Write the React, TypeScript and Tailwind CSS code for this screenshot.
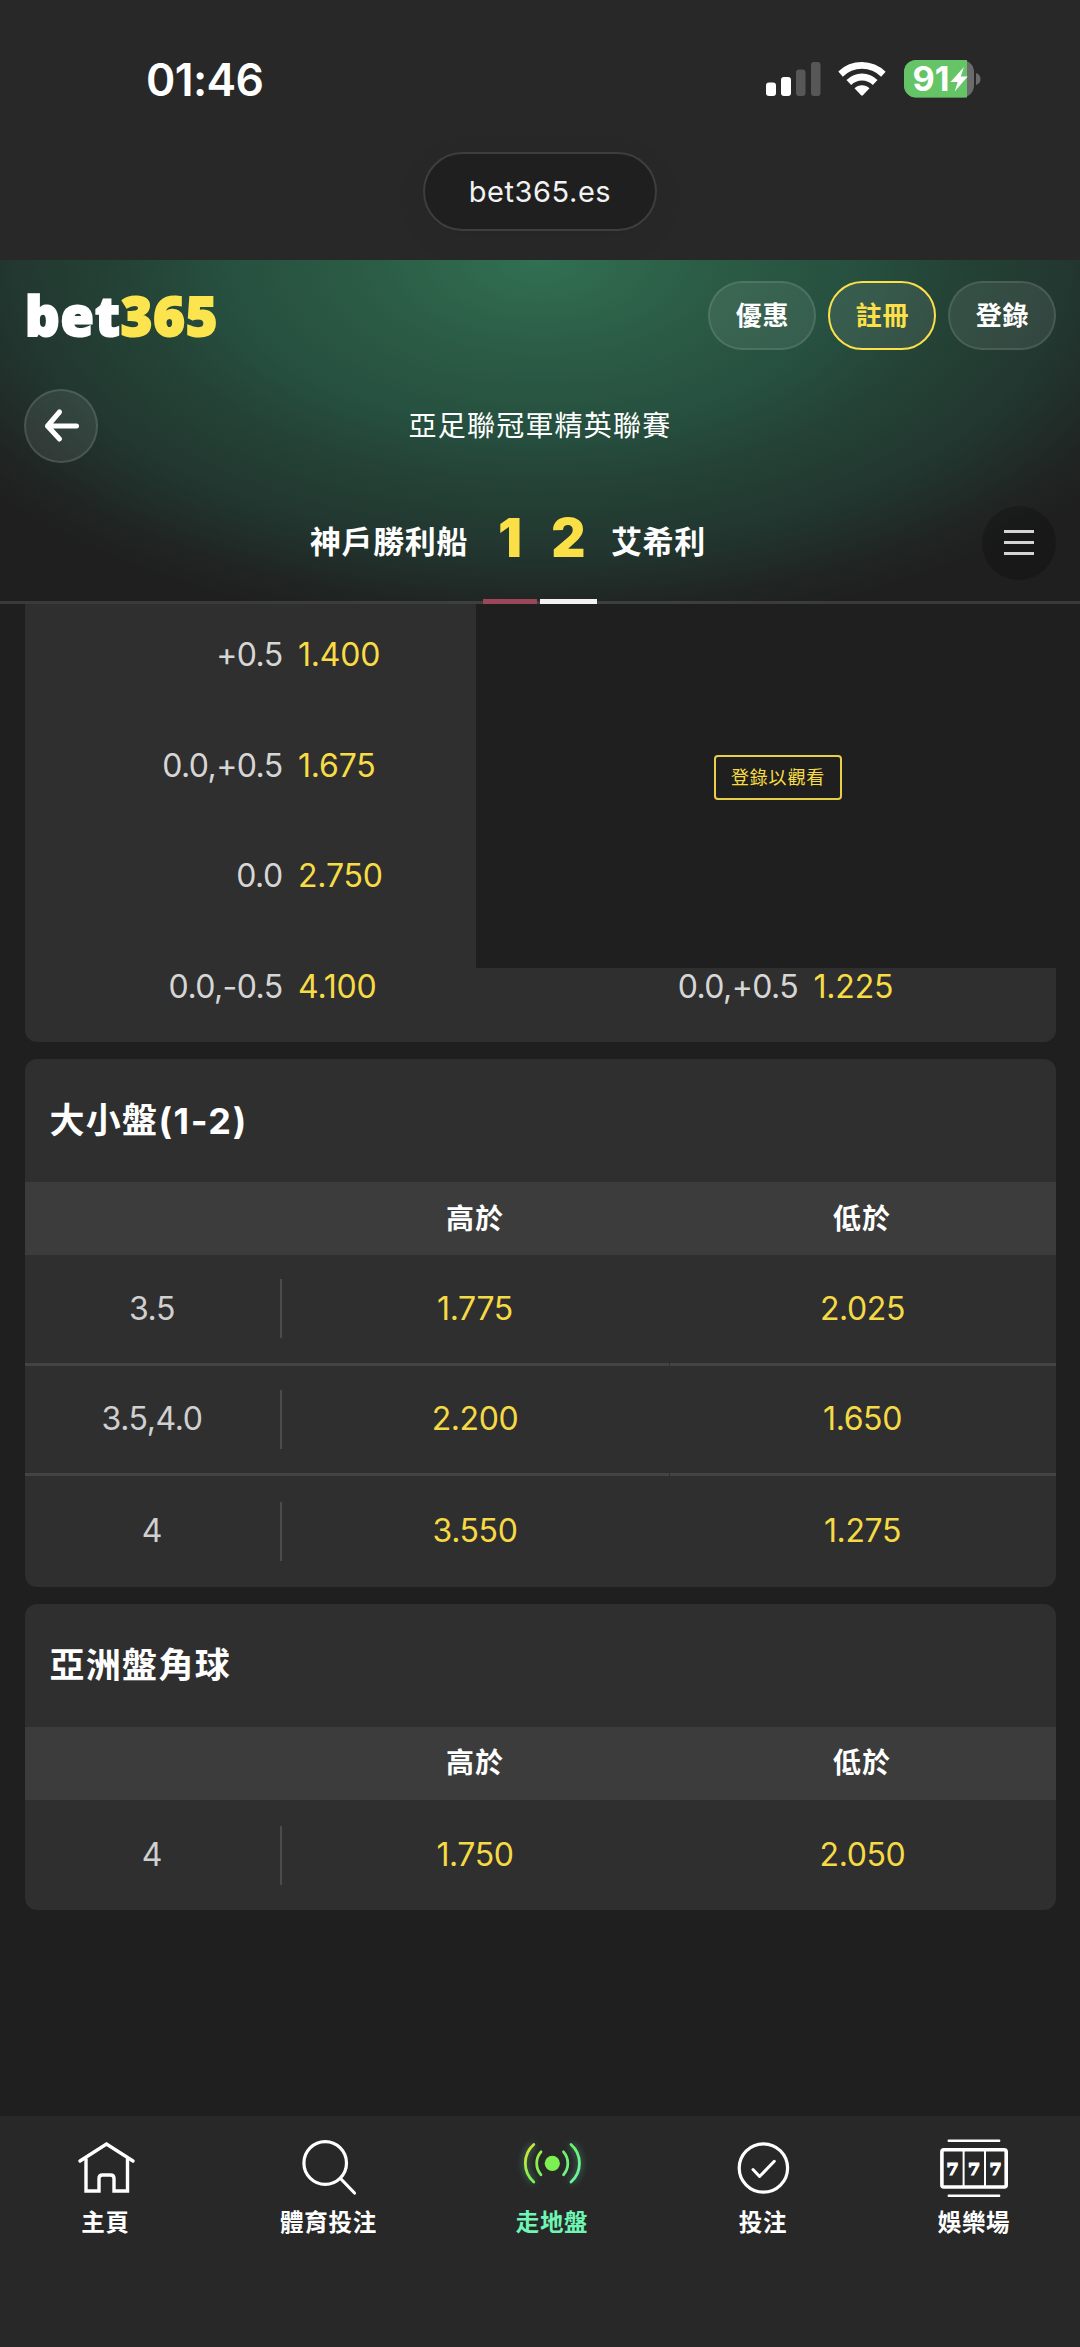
import React from "react";

const FONT = "font-['Inter','Noto_Sans_CJK_TC',sans-serif]";

type Row = { line: string; over: string; under: string };

function StatusBar() {
  return (
    <div className="flex h-[152px] items-start justify-between pr-[99px] pl-[146px]">
      <div className="mt-[58px] text-[44.5px] leading-[44px] font-semibold tracking-[-0.6px] text-white">01:46</div>
      <svg className="mt-[56px]" width="216" height="46" viewBox="765 56 216 46">
        <g fill="#fff">
          <rect x="766" y="82.500" width="10" height="13.500" rx="3" />
          <rect x="781" y="77" width="10" height="19" rx="3" />
          <rect x="796" y="69.500" width="9.500" height="26.500" rx="3" opacity="0.22" />
          <rect x="811" y="62" width="9.500" height="34" rx="3" opacity="0.22" />
          <path d="M838.300 71.500a33.500 33.500 0 0 1 47.300 0.300l-4.500 4.900a27 27 0 0 0-38.300 0z" />
          <path d="M846.500 80a21.800 21.800 0 0 1 31 0l-4.700 5a15.200 15.200 0 0 0-21.600 0z" />
          <path d="M854.500 88.300a10.500 10.500 0 0 1 15 0l-6.600 7q-0.900 0.900-1.800 0z" />
        </g>
        <rect x="904" y="60" width="70" height="37.500" rx="12" fill="#6b6b6b" />
        <path d="M916 60h51v37.500h-51a12 12 0 0 1-12-12v-13.500a12 12 0 0 1 12-12z" fill="#65c466" />
        <path d="M976 73q4.500 1.500 4.500 6t-4.500 6z" fill="#6b6b6b" />
        <text x="912.500" y="91" fontSize="33.500" fontWeight="700" fill="#fff" fontFamily="Inter, sans-serif" textLength="37" lengthAdjust="spacingAndGlyphs">91</text>
        <path d="M964 67l-13.500 15h7.200l-3 9.500 13-15h-7z" fill="#fff" />
      </svg>
    </div>
  );
}

function PillButton({ label, active }: { label: string; active?: boolean }) {
  return (
    <button
      className={
        "flex h-[69px] w-[108px] items-center justify-center rounded-full border-2 bg-white/8 pl-px text-[26px] font-bold tracking-[0.8px] " +
        (active ? "border-[#fbe04a] text-[#fbe04a]" : "border-white/10 text-white")
      }
    >
      {label}
    </button>
  );
}

function Header() {
  return (
    <header className="relative h-[344px] border-b-[3px] border-white/12 bg-[radial-gradient(700px_377px_at_50%_0,#317052_0%,#2b5b45_26%,#264f3f_46%,#244235_60%,#223730_76%,#202624_91%,#1f1f1f_100%)] bg-origin-border">
      <div className="flex h-[111px] items-center justify-between pr-[24px] pl-[25px]">
        <div className="flex pb-[2px] text-[54px] leading-none font-black font-['Noto_Sans',sans-serif] tracking-[0.900px]">
          <span className="text-white [-webkit-text-stroke:2px_#fff]">bet</span>
          <span className="text-[#fbe44e] [-webkit-text-stroke:2px_#fbe44e]">365</span>
        </div>
        <div className="flex gap-[12px]">
          <PillButton label="優惠" />
          <PillButton label="註冊" active />
          <PillButton label="登錄" />
        </div>
      </div>

      <div className="flex h-[110px] items-center">
        <button className="ml-[24px] flex size-[74px] items-center justify-center rounded-full border-2 border-white/12 bg-white/8">
          <svg width="40" height="40" viewBox="0 0 40 40" fill="none" stroke="#fff" strokeWidth="5" strokeLinecap="round" strokeLinejoin="round">
            <path d="M35.500 20H6.500M18.500 6L6.500 20L18.500 33" />
          </svg>
        </button>
        <div className="mr-[98px] grow text-center text-[28px] tracking-[1.200px] text-white">亞足聯冠軍精英聯賽</div>
      </div>

      <div className="flex h-[123px] items-center text-white">
        <div className="w-[468px] text-right text-[31px] font-bold tracking-[0.600px]">神戶勝利船</div>
        <div className="ml-[15px] w-[54px] pb-[9px] text-center text-[53px] leading-none font-black text-[#fadf47]">1</div>
        <div className="ml-[3px] w-[57px] pb-[9px] text-center text-[53px] leading-none font-black text-[#fadf47]">2</div>
        <div className="ml-[14px] grow text-[31px] font-bold tracking-[0.600px]">艾希利</div>
        <button className="mr-[24px] flex size-[74px] flex-col items-center justify-center gap-[8px] rounded-full bg-black/20">
          <span className="h-[3px] w-[30px] bg-[#d4d4d4]" />
          <span className="h-[3px] w-[30px] bg-[#d4d4d4]" />
          <span className="h-[3px] w-[30px] bg-[#d4d4d4]" />
        </button>
      </div>
      <div className="absolute -bottom-[3px] left-[483px] flex gap-[3px]">
        <div className="h-[5px] w-[54px] bg-[#9b4659]" />
        <div className="h-[5px] w-[57px] bg-[#f4f1f2]" />
      </div>
    </header>
  );
}

function Handicap({ line, odds }: { line: string; odds: string }) {
  return (
    <div className="flex w-1/2 gap-[15.500px] text-[32px]">
      <span className="w-[258px] text-right tracking-[-0.600px] text-[#d6d6d6]">{line}</span>
      <span className="tracking-[-0.200px] text-[#f8dc45]">{odds}</span>
    </div>
  );
}

function HandicapCard() {
  const rows = [
    ["+0.5", "1.400"],
    ["0.0,+0.5", "1.675"],
    ["0.0", "2.750"],
    ["0.0,-0.5", "4.100", "0.0,+0.5", "1.225"],
  ];
  return (
    <section className="relative">
      <div className="mx-[24.500px] flex h-[438px] flex-col justify-end overflow-hidden rounded-b-[12px] bg-[#2f2f2f]">
        {rows.map((r) => (
          <div key={r[0]} className="flex h-[110.600px] shrink-0 items-center">
            <Handicap line={r[0]} odds={r[1]} />
            {r.length > 2 && <Handicap line={r[2]} odds={r[3]} />}
          </div>
        ))}
      </div>
      <div className="absolute top-0 right-0 flex h-[364px] w-[604px] items-start justify-center bg-[#1f1f1f]">
        <button className="mt-[151px] flex h-[45px] w-[128px] items-center justify-center rounded-[4px] border-2 border-[#e8cf49] text-[18px] tracking-[0.800px] text-[#f8dc45]">
          登錄以觀看
        </button>
      </div>
    </section>
  );
}

function TotalsCard({ title, suffix, rows }: { title: string; suffix?: string; rows: Row[] }) {
  return (
    <section className="mx-[24.500px] mt-[17px] overflow-hidden rounded-[12px] bg-[#2f2f2f]">
      <h2 className="flex h-[123px] items-center pl-[25px] text-[35px] font-bold tracking-[1.300px] text-white">
        {title}
        {suffix && <span className="text-[36px] tracking-[1.600px]">{suffix}</span>}
      </h2>
      <div className="grid h-[73px] grid-cols-[257px_387px_387px] items-center bg-[#3c3c3c] text-center text-[28px] font-bold tracking-[1px] text-white">
        <span />
        <span>高於</span>
        <span>低於</span>
      </div>
      {rows.map((r, i) => {
        const border = i < rows.length - 1 ? "border-b-[3px] " : "";
        return (
          <div
            key={r.line}
            className="grid h-[110.600px] grid-cols-[257px_387px_387px] text-center text-[32px] tracking-[-0.400px]"
          >
            <div className={border + "flex items-center justify-between border-[#434343]"}>
              <span className="grow text-[#d0d0d0]">{r.line}</span>
              <span className="h-[59px] w-[2px] bg-[#4c4c4c]" />
            </div>
            <div className={border + "flex items-center justify-center border-[#434343] text-[#f5da45]"}>{r.over}</div>
            <div className={border + "ml-px flex items-center justify-center border-[#434343] text-[#f5da45]"}>{r.under}</div>
          </div>
        );
      })}
    </section>
  );
}

function HomeIcon() {
  return (
    <svg width="60" height="60" viewBox="75 2138 60 60" fill="none" stroke="#fff" strokeWidth="3.400" strokeLinecap="round">
      <path d="M79 2161L105.500 2144L132 2161" />
      <path d="M85 2158.500V2191H98V2178.500Q98 2175 101.500 2175H109.500Q113 2175 113 2178.500V2191H126.500V2158.500" strokeLinecap="butt" />
    </svg>
  );
}

function SearchIcon() {
  return (
    <svg width="60" height="60" viewBox="298 2138 60 60" fill="none" stroke="#fff" strokeWidth="3.200" strokeLinecap="round">
      <circle cx="324.200" cy="2163" r="21.300" />
      <path d="M340 2179L353.500 2193" />
    </svg>
  );
}

function LiveIcon() {
  return (
    <svg className="overflow-visible" width="60" height="60" viewBox="522 2138 60 60" fill="none">
      <defs>
        <linearGradient id="live" gradientUnits="userSpaceOnUse" x1="526" y1="2146" x2="578" y2="2180">
          <stop offset="0" stopColor="#dfe23a" />
          <stop offset="0.300" stopColor="#86f04c" />
          <stop offset="0.600" stopColor="#6cf26a" />
          <stop offset="1" stopColor="#6cf5a4" />
        </linearGradient>
        <filter id="glow" x="-40%" y="-40%" width="180%" height="180%">
          <feGaussianBlur stdDeviation="3.500" />
        </filter>
      </defs>
      <g opacity="0.450" filter="url(#glow)" stroke="#5fd0a0" strokeWidth="4">
        <path d="M533.800 2144.500a25 25 0 0 0 0 37.500M571 2144.500a25 25 0 0 1 0 37.500" />
      </g>
      <g stroke="url(#live)" strokeWidth="2.800" strokeLinecap="round">
        <path d="M533.800 2144.500a25 25 0 0 0 0 37.500M571 2144.500a25 25 0 0 1 0 37.500" />
        <path d="M541 2151.800a17.500 17.500 0 0 0 0 23M563.500 2151.800a17.500 17.500 0 0 1 0 23" />
      </g>
      <circle cx="552.300" cy="2163.300" r="7.600" fill="#7cf050" />
    </svg>
  );
}

function BetsIcon() {
  return (
    <svg width="60" height="60" viewBox="733 2138 60 60" fill="none" stroke="#fff" strokeLinecap="round" strokeLinejoin="round">
      <circle cx="763.400" cy="2168" r="24.200" strokeWidth="3.200" />
      <path d="M753 2169.500L759.600 2176.500L774.300 2161.300" strokeWidth="3" />
    </svg>
  );
}

function CasinoIcon() {
  return (
    <svg width="72" height="60" viewBox="938.300 2138 72 60" fill="none" stroke="#fff" strokeLinecap="round">
      <path d="M949 2140.800H999.500M949 2195.800H999.500" strokeWidth="2.400" />
      <rect x="942.200" y="2149.700" width="64.300" height="37.300" rx="2" strokeWidth="3.600" />
      <path d="M963.900 2150V2187M985.300 2150V2187" strokeWidth="2" />
      <g fill="#fff" strokeWidth="1.200" fontFamily="'DejaVu Serif', serif" fontWeight="700" fontSize="17.500" textAnchor="middle">
        <text x="953" y="2174.500">7</text>
        <text x="974.500" y="2174.500">7</text>
        <text x="995.800" y="2174.500">7</text>
      </g>
    </svg>
  );
}

function NavItem({ icon, label, className }: { icon: React.ReactNode; label: string; className: string }) {
  return (
    <a className={"flex flex-col items-center pt-[22px] text-[23.500px] font-bold " + className}>
      {icon}
      <span className="mt-[9px] leading-[32px] tracking-[0.700px] whitespace-nowrap">{label}</span>
    </a>
  );
}

export default function App() {
  return (
    <div className={"flex h-[2347px] w-[1080px] flex-col overflow-hidden bg-[#1f1f1f] " + FONT}>
      <div className="h-[260px] bg-[#282828]">
        <StatusBar />
        <div className="mx-auto flex h-[79px] w-[234px] items-center justify-center rounded-full border-2 border-[#3e3e3e] bg-[#1f1f1f] text-[29px] tracking-[0.550px] text-[#f2f2f2] shadow-[0_8px_30px_6px_rgba(0,0,0,0.04)]">
          bet365.es
        </div>
      </div>
      <Header />
      <main className="grow">
        <HandicapCard />
        <TotalsCard
          title="大小盤"
          suffix="(1-2)"
          rows={[
            { line: "3.5", over: "1.775", under: "2.025" },
            { line: "3.5,4.0", over: "2.200", under: "1.650" },
            { line: "4", over: "3.550", under: "1.275" },
          ]}
        />
        <TotalsCard title="亞洲盤角球" rows={[{ line: "4", over: "1.750", under: "2.050" }]} />
      </main>
      <nav className="grid h-[231px] shrink-0 grid-cols-[211px_235px_212px_210px_212px] bg-[#282828] text-white">
        <NavItem icon={<HomeIcon />} label="主頁" className="" />
        <NavItem icon={<SearchIcon />} label="體育投注" className="" />
        <NavItem icon={<LiveIcon />} label="走地盤" className="text-[#6ff5b4]" />
        <NavItem icon={<BetsIcon />} label="投注" className="" />
        <NavItem icon={<CasinoIcon />} label="娛樂場" className="" />
      </nav>
    </div>
  );
}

Brief: Copy out all lines where the word "React" appears.

Written solution:
Write the React, TypeScript and Tailwind CSS code for this screenshot.
import React from "react";
function NavItem({ icon, label, className }: { icon: React.ReactNode; label: string; className: string }) {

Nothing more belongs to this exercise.